Practicing in an Age of Uncertainty

By Kim Bellard, May 27, 2016

If you've ever had a hard time trying to decide what's best for your health, perhaps you can take comfort in the fact that physicians often aren't so sure either. 

Or perhaps not.

new study in Annals of Surgery, and nicely reported on by Julia Belluz inVox, focused on surgical uncertainty.  The researchers sent four detailed clinical vignettes to a national sample of surgeons, seeking to get their assessment on the risks/benefits of operative and non-operative treatment, as well as their recommendations. You'd like to think there was good consensus on what to do, but that was not the case.

In one of the vignettes, involving a 68 year-old patient with a small bowel blockage, there was fairly universal agreement -- 85% -- that surgery was the best option.  In the other three vignettes, though, the surgeons were fairly evenly split about whether to operate or not, even on something as common as appendicitis. 

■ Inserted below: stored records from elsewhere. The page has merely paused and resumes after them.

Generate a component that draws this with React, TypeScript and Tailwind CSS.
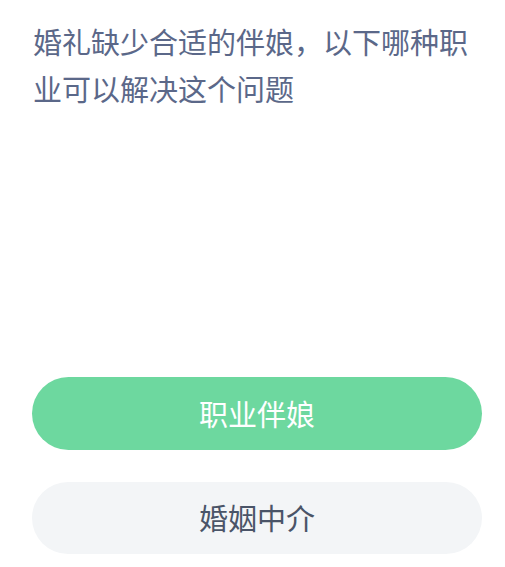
export default function App() {
  return (
    <div
      className="w-full h-[567px] bg-white flex flex-col overflow-hidden"
      style={{ fontFamily: '"Noto Sans CJK SC", "Noto Sans", sans-serif' }}
    >
      {/* Question */}
      <p className="ml-[33px] mt-[18px] w-[432px] text-[29px] leading-[47px] text-[#5b6889]">
        <span className="block whitespace-nowrap text-justify [text-align-last:justify]">
          婚礼缺少合适的伴娘，以下哪种职
        </span>
        <span className="block whitespace-nowrap">业可以解决这个问题</span>
      </p>

      {/* Options */}
      <div className="mt-[265px] ml-[32px] w-[450px] flex flex-col gap-[32px]">
        <button className="h-[73px] w-full rounded-full bg-[#6dd89f] text-white text-[29px] flex items-center justify-center">
          职业伴娘
        </button>
        <button className="h-[72px] w-full rounded-full bg-[#f3f5f7] text-[#4a5468] text-[29px] flex items-center justify-center">
          婚姻中介
        </button>
      </div>
    </div>
  )
}
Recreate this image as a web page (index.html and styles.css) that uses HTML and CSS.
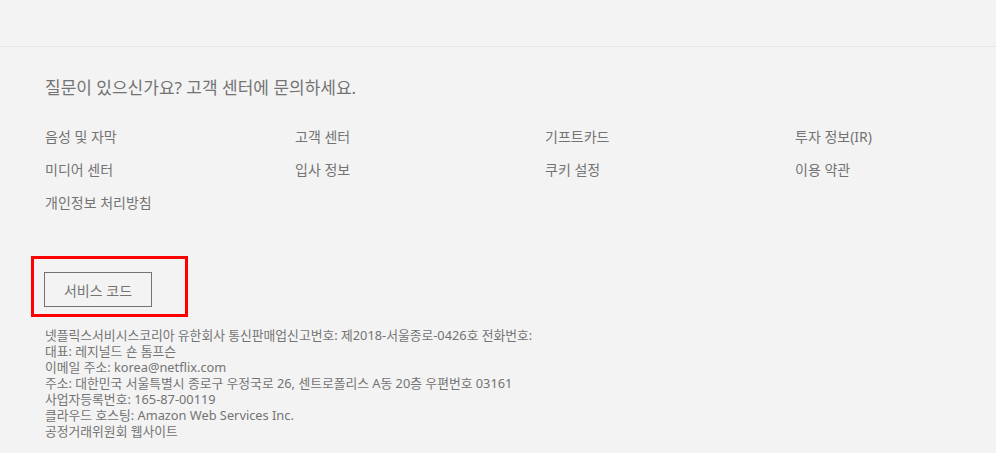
FILE: index.html
```html
<!DOCTYPE html>
<html lang="ko">
<head>
    <meta charset="UTF-8">
    <meta name="viewport" content="width=device-width, initial-scale=1.0">
    <title>넷플릭스 푸터</title>
    <link rel="stylesheet" href="styles.css">
</head>
<body>
    <div class="top-space"></div>
    <footer class="site-footer">
        <p class="footer-question">질문이 있으신가요? 고객 센터에 문의하세요.</p>
        <ul class="footer-links">
            <li><a href="#">음성 및 자막</a></li>
            <li><a href="#">고객 센터</a></li>
            <li><a href="#">기프트카드</a></li>
            <li><a href="#">투자 정보(IR)</a></li>
            <li><a href="#">미디어 센터</a></li>
            <li><a href="#">입사 정보</a></li>
            <li><a href="#">쿠키 설정</a></li>
            <li><a href="#">이용 약관</a></li>
            <li><a href="#">개인정보 처리방침</a></li>
        </ul>
        <div class="service-code-box">
            <button class="service-code" type="button">서비스 코드</button>
        </div>
        <div class="company-info">
            <p>넷플릭스서비시스코리아 유한회사 통신판매업신고번호: 제2018-서울종로-0426호 전화번호:</p>
            <p>대표: 레지널드 숀 톰프슨</p>
            <p>이메일 주소: korea@netflix.com</p>
            <p>주소: 대한민국 서울특별시 종로구 우정국로 26, 센트로폴리스 A동 20층 우편번호 03161</p>
            <p>사업자등록번호: 165-87-00119</p>
            <p>클라우드 호스팅: Amazon Web Services Inc.</p>
            <p><a href="#">공정거래위원회 웹사이트</a></p>
        </div>
    </footer>
</body>
</html>
```

FILE: styles.css
```css
body {
    margin: 0;
    background-color: #f3f3f3;
    color: #737373;
    font-family: "Noto Sans", "Noto Sans CJK KR", sans-serif;
}
a {
    color: #737373;
    text-decoration: none;
}
.top-space {
    height: 46px;
}
.site-footer {
    border-top: 1px solid #e6e6e6;
    padding: 0 45px 14px;
}
.footer-question {
    margin: 31px 0 0;
    font-size: 17px;
    line-height: 20px;
}
.footer-links {
    list-style: none;
    margin: 22px 0 0;
    padding: 0;
    display: grid;
    grid-template-columns: repeat(4, 250px);
    font-size: 14px;
    line-height: 33px;
}
.service-code-box {
    display: inline-block;
    margin: 37px 0 0 -14px;
    padding: 13px 33px 7px 10px;
    border: 3px solid #f00;
}
.service-code {
    display: block;
    width: 108px;
    height: 35px;
    padding: 0;
    background: transparent;
    border: 1px solid #737373;
    color: #737373;
    font-family: inherit;
    font-size: 14px;
}
.company-info {
    margin-top: 10px;
    font-size: 12.8px;
    line-height: 16px;
}
.company-info p {
    margin: 0;
}
```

So, there may be a "right" answer but you might as well flip a coin in terms of getting it, or there may just not be a right answer.  Both options are troubling.

The authors believe that surgeons are less likely to want to operate as their perception of surgical risk increased and the benefits of non-operative treatment increased, and more likely to want to operate as their perception of surgical benefit increased and non-operative risk increased.  The problem is that surgeons vary dramatically -- literally from 0 to 100% -- on their perceptions of those risks.

Most surgeons based their estimates of risks/benefits on their experience, their training, and -- if you're lucky -- on whatever literature might be available, but it is doubtful that we can usually expect an objective, quantifiable assessment. 

The American College of Surgeons has developed a "surgical risk calculator" to help surgeons better gauge these risks, using data from a large dataset of patients.  However, an earlier related study from the same team of researchers found that it doesn't make much difference.  The calculator did narrow the variability of surgeons' assessment of risk, but: "Interestingly, it did not alter their reported likelihood of recommending an operation."

Oh, well.

It is not just surgeons who aren't always sure of the right course of action, of course.  A study in the American Journal of Managed Care found that 62% of physicians reported that they found the "uncertainty involved in providing patient care disconcerting."  The discomfort with uncertainty did not vary appreciably between type of specialty.

Then there is the example of PSA tests.  In 2008 the US Preventive Services Task Force recommended routine PSA tests not be given to men over 75, and in 2012 broadened that recommendation to all ages.  Yet data suggest that the group least likely to need the tests -- men over 75 -- had the smallest declines in rates of testing.  Almost 40% of this age group are still getting the test, which is not far from the previous rates. 

As one researcher told The New York Times,   "That’s just insanity...bad medicine, poor use of health care resources and poor decision-making.”

There's all too much of that in our health care system.